Besides using a low delta coke cataIyst, a refiner has two other controls that allow him to increase cat-to-oil ratio: reactor temperature and feed temperature. Either raising reactor temperature or lowering feed temperature will increase the reactor heat requirement. Higher heat requirements require increased coke yields. Increased cataIyst circulation is needed if delta coke remains constant, and this again results in higher conversion.
Figure 3 exhibits the results of increasing reactor temperature by 10°F and of decreasing feed preheat by 25°F. Benefits include:
- Higher conversion, which reduces the bottoms yield to a lower level than that of the higher matrix catalyst.
- Greater potential gasoline due to increased LPG production.

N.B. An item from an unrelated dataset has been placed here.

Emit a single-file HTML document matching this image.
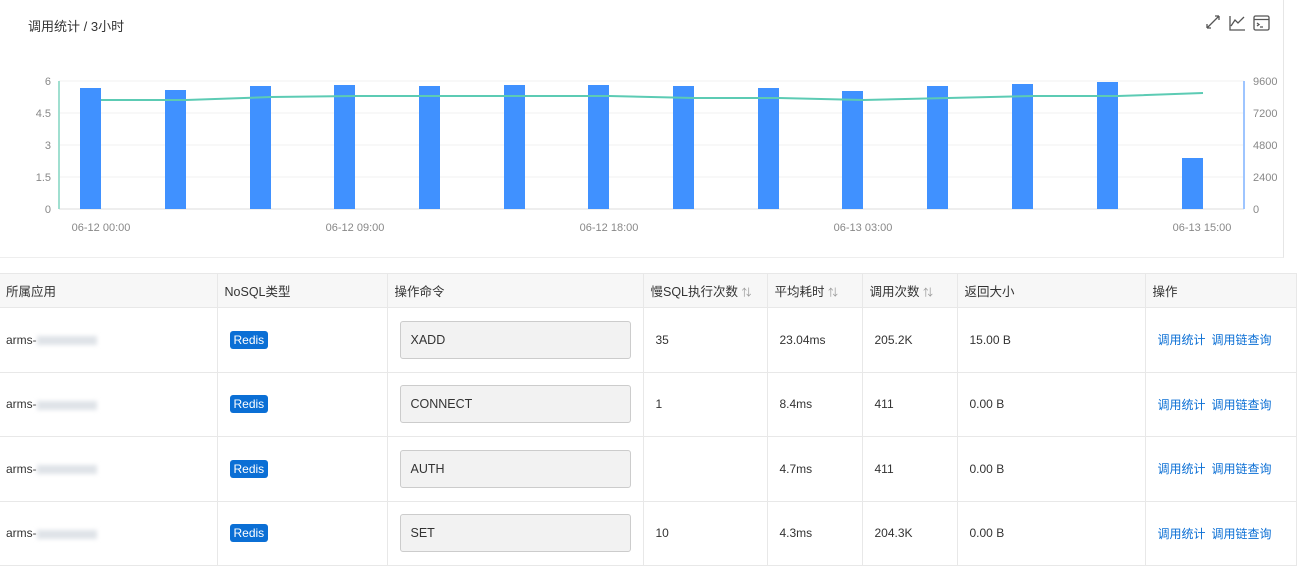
<!DOCTYPE html>
<html><head><meta charset="utf-8"><style>
*{margin:0;padding:0;box-sizing:border-box}
body{width:1297px;height:566px;background:#fff;font-family:"Liberation Sans","Noto Sans CJK SC",sans-serif;overflow:hidden;position:relative;color:#333}
.card{position:absolute;left:0;top:0;width:1284px;height:258px;border-right:1px solid #e6e6e6;border-bottom:1px solid #eee}
.title{position:absolute;left:28px;top:16px;font-size:13px;color:#333}
table{position:absolute;left:0;top:273px;width:1297px;border-collapse:collapse;font-size:12px}
th{background:#f7f7f7;font-weight:normal;text-align:left;height:34px;padding-left:7px;border:1px solid #e8e8e8;border-left:none;color:#333;font-size:12.5px}
th:first-child,td:first-child{padding-left:6px}
td{height:64.5px;padding-left:12px;border:1px solid #e8e8e8;border-left:none;color:#333}
td:first-child{padding-left:6px}
.blur{display:inline-block;width:60px;height:9px;background:#dfe3e8;filter:blur(2px);vertical-align:middle}
.tag{display:inline-block;background:#0b6fd5;color:#fff;border-radius:3px;padding:2px 4px;font-size:12px}
.cmd{width:231px;height:38px;border:1px solid #ccc;border-radius:3px;background:#f2f2f2;line-height:36px;padding-left:10px;font-size:12.5px}
a{color:#0b6fd5;text-decoration:none;margin-right:6px}
.s{color:#999;font-size:10px}
</style></head><body>
<div class="card">
<div class="title">调用统计 / 3小时</div>
<svg width="1297" height="258" style="position:absolute;left:0;top:0" font-family="Liberation Sans" font-size="11" fill="#888">
<g stroke="#f0f0f0"><line x1="59" x2="1244" y1="81" y2="81"/><line x1="59" x2="1244" y1="113" y2="113"/><line x1="59" x2="1244" y1="145" y2="145"/><line x1="59" x2="1244" y1="177" y2="177"/></g>
<line x1="59" x2="1244" y1="209" y2="209" stroke="#ddd"/>
<line x1="59" x2="59" y1="81" y2="209" stroke="#a0dfd0" stroke-width="2"/>
<line x1="1244" x2="1244" y1="81" y2="209" stroke="#9ec5ff" stroke-width="2"/>
<g fill="#4091ff">
<rect x="80" y="88" width="21" height="121"/><rect x="165" y="90" width="21" height="119"/><rect x="250" y="86" width="21" height="123"/><rect x="334" y="85" width="21" height="124"/><rect x="419" y="86" width="21" height="123"/><rect x="504" y="85" width="21" height="124"/><rect x="588" y="85" width="21" height="124"/><rect x="673" y="86" width="21" height="123"/><rect x="758" y="88" width="21" height="121"/><rect x="842" y="91" width="21" height="118"/><rect x="927" y="86" width="21" height="123"/><rect x="1012" y="84" width="21" height="125"/><rect x="1097" y="82" width="21" height="127"/><rect x="1182" y="158" width="21" height="51"/>
</g>
<polyline fill="none" stroke="#5ccbb4" stroke-width="2" points="101,100 186,100 271,97 355,96 440,96 525,96 609,96 694,98 779,98 863,100 948,98 1033,96 1118,96 1203,93"/>
<g text-anchor="end"><text x="51" y="85">6</text><text x="51" y="117">4.5</text><text x="51" y="149">3</text><text x="51" y="181">1.5</text><text x="51" y="213">0</text></g>
<g><text x="1253" y="85">9600</text><text x="1253" y="117">7200</text><text x="1253" y="149">4800</text><text x="1253" y="181">2400</text><text x="1253" y="213">0</text></g>
<g text-anchor="middle"><text x="101" y="231">06-12 00:00</text><text x="355" y="231">06-12 09:00</text><text x="609" y="231">06-12 18:00</text><text x="863" y="231">06-13 03:00</text><text x="1202" y="231">06-13 15:00</text></g>
<g stroke="#555" fill="none" stroke-width="1.3"><path d="M1207 28 L1219 16 M1207 28 v-4 M1207 28 h4 M1219 16 v4 M1219 16 h-4"/>
<path d="M1230 16 V30 H1245 M1231 26 L1235 20 L1238 23 L1244 17"/>
<rect x="1254" y="16" width="15" height="14" rx="1.5"/><path d="M1254 19.5 H1269 M1257 23 l2 1.5 l-2 1.5 M1260 27 h3"/></g>
</svg>
</div>
<table>
<tr><th style="width:217px">所属应用</th><th style="width:170px">NoSQL类型</th><th style="width:256px">操作命令</th><th style="width:124px">慢SQL执行次数 <span class="s">⇅</span></th><th style="width:95px">平均耗时 <span class="s">⇅</span></th><th style="width:95px">调用次数 <span class="s">⇅</span></th><th style="width:188px">返回大小</th><th>操作</th></tr>
<tr><td>arms-<span class="blur"></span></td><td><span class="tag">Redis</span></td><td><div class="cmd">XADD</div></td><td>35</td><td>23.04ms</td><td>205.2K</td><td>15.00 B</td><td><a>调用统计</a><a>调用链查询</a></td></tr>
<tr><td>arms-<span class="blur"></span></td><td><span class="tag">Redis</span></td><td><div class="cmd">CONNECT</div></td><td>1</td><td>8.4ms</td><td>411</td><td>0.00 B</td><td><a>调用统计</a><a>调用链查询</a></td></tr>
<tr><td>arms-<span class="blur"></span></td><td><span class="tag">Redis</span></td><td><div class="cmd">AUTH</div></td><td></td><td>4.7ms</td><td>411</td><td>0.00 B</td><td><a>调用统计</a><a>调用链查询</a></td></tr>
<tr><td>arms-<span class="blur"></span></td><td><span class="tag">Redis</span></td><td><div class="cmd">SET</div></td><td>10</td><td>4.3ms</td><td>204.3K</td><td>0.00 B</td><td><a>调用统计</a><a>调用链查询</a></td></tr>
</table>
</body></html>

- Higher octane (only for the increased reactor temperature case).
Changing to a low delta coke catalyst benefits the refiner by increasing the cat-to-oil ratio without causing a corresponding increase in coke yield. The increased cat-to-oil ratio shifts cycle oil yields into higher valued light products. This shift increases the total liquid volume gain in the FCCU.

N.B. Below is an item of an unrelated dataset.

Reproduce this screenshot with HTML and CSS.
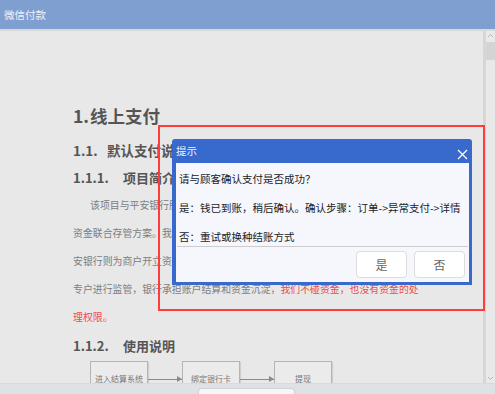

The lower dry gas yield and lower regenerator temperature may further benefit the refiner. It may be possible to increase reactor temperature, lower feed temperature, or process more heavy feed. All of these may prove beneficial .
FCCU constraints may prevent the refiner from achieving the full benefit of the low delta coke catalyst. For example, a catalyst circulation limit would not benefit from a lower delta coke catalyst due to the increased catalyst circulation it causes. A wet gas compressor limit would reduce the benefit of a low delta coke catalyst, but some benefit would still be realized due to the lower dry gas make.
- Increased conversion at same coke yield.
- Lower dry gas yield.
- Lower regenerator temperature.
Possible Problems in FCCU
- May reach cat circulation limit.
- May reach wet gas compressor limit.